The functions starting with __builtin_
used in each macro are Clang-specific extensions (built-in functions). See Clang built-in functions and macros.
TIP
These macros can also be implemented in C without built-in functions. The pure C implementation of offsetof
is particularly interesting 😉
Memory operations
Next, we implement the following memory operation functions.
The memcpy
function copies n
bytes from src
to dst
:
void *memcpy(void *dst, const void *src, size_t n) {
uint8_t *d = (uint8_t *) dst;
const uint8_t *s = (const uint8_t *) src;
while (n--)
*d++ = *s++;
return dst;
}
The memset
function fills the first n
bytes of buf
with c
. This function has already been implemented in Chapter 4 for initializing the bss section. Let's move it from kernel.c
to common.c
:
void *memset(void *buf, char c, size_t n) {
uint8_t *p = (uint8_t *) buf;
while (n--)
*p++ = c;
return buf;
}
TIP
*p++ = c;
does pointer dereferencing and pointer manipulation in a single statement.
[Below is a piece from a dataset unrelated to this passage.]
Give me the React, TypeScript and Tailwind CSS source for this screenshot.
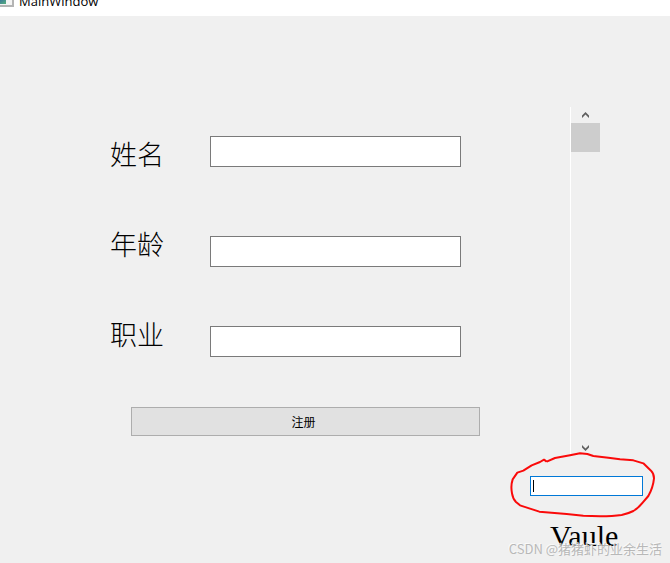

For clarity, it's equivalent to:
*p = c; // Dereference the pointer
p = p + 1; // Advance the pointer after the assignment
This is an idiom in C.
String operations
Let's start with strcpy
. This function copies the string from src
to dst
:
char *strcpy(char *dst, const char *src) {
char *d = dst;
while (*src)
*d++ = *src++;
*d = '\0';
return dst;
}
WARNING
The strcpy
function continues copying even if src
is longer than the memory area of dst
. This can easily lead to bugs and vulnerabilities, so it's generally recommended to use alternative functions instead of strcpy
. Never use it in production!
For simplicity, we'll use strcpy
in this book, but if you have the capacity, try implementing and using an alternative function (strcpy_s
) instead.
Next function is the strcmp
function. It compares s1
and s2
and returns:
Condition | Result |
---|---|
s1 == s2 | 0 |
s1 > s2 | Positive value |
s1 < s2 | Negative value |
int strcmp(const char *s1, const char *s2) {
while (*s1 && *s2) {
if (*s1 != *s2)
break;
s1++;
s2++;
}
return *(unsigned char *)s1 - *(unsigned char *)s2;
}
TIP
The casting to unsigned char *
when comparing is done to conform to the POSIX specification.
The strcmp
function is often used to check if two strings are identical. It's a bit counter-intuitive, but the strings are identical when !strcmp(s1, s2)
is true (i.e., when the function returns zero):
if (!strcmp(s1, s2))
printf("s1 == s2\n");
else
printf("s1 != s2\n");